You’ll notice I left out the word “system.” That’s because by then we’ll have smashed it.
This is what fed up looks like
Our Mission Statement
In association with Dale Robertson of TeaParty.org, we have drafted our preliminary mission statement (to be edited in the morning once we’re sober):
The Four Loko Party is a grassroots movement that brings awareness to any challenges to the ability for bros and hipsters alike to get their drink on without duress or government intervention in our beloved nation, the United States of America™.
From our founding, the Four Loko Party has been the voice of the true owners of the United States, WE THE PEOPLE. All we ask is the FDA and state governments IGNORE BIASED HEALTH STUDIES that claim Four Loko is unsafe. It is not unsafe: it is UNunsafe.

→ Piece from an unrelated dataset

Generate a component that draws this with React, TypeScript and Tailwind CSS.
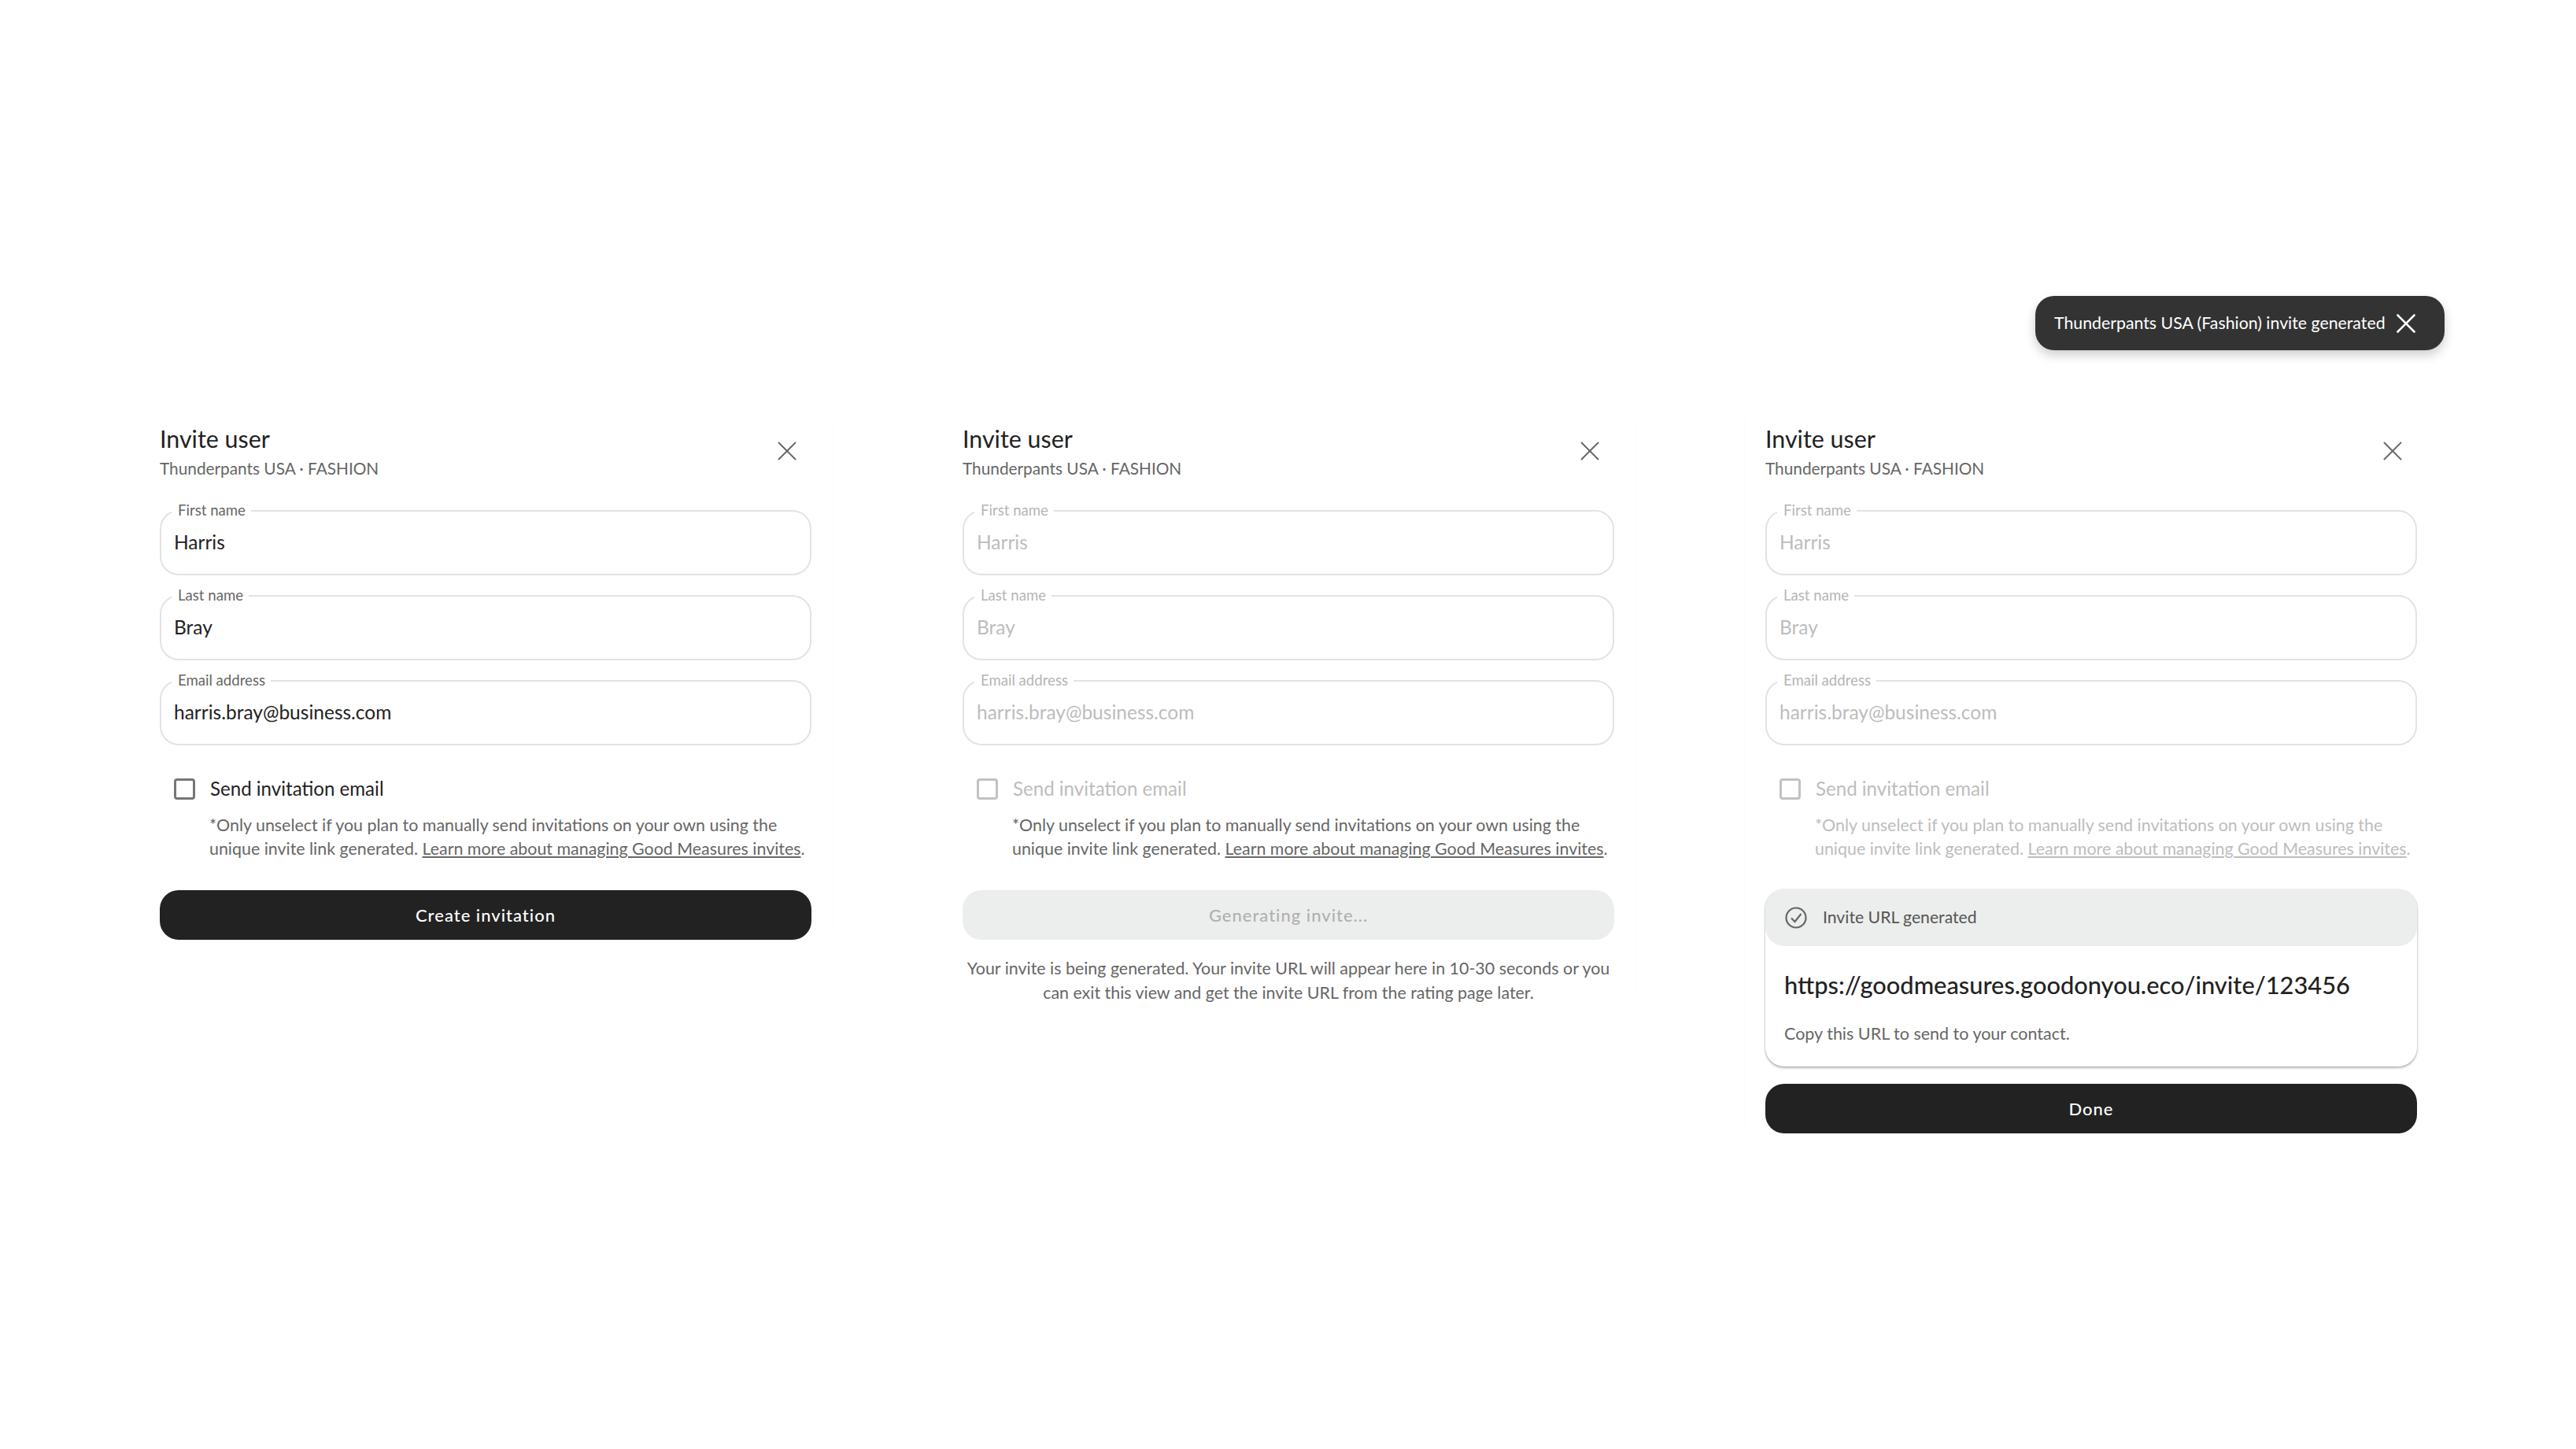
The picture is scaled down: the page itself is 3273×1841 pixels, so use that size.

Many claim to be the founders of this movement — however, it was the brave souls of the men and women on November 17th, 2010, known today as Lokonacht, who dared defy the greatest single military force in the universe — the US Food and Drug Administration — by refusing to put down their malt liquor in the face of FDA firebombs and Panzer tanks.
We are the beneficiaries of their courage and the heirs to their courageous throne of bravery on which we proudly sit and make our stand. By joining the Four Loko Party, you are taking a stand for our nation. You will be upholding the grand principles set forth in the U.S. Constitution and Bill of Rights. Our right to party.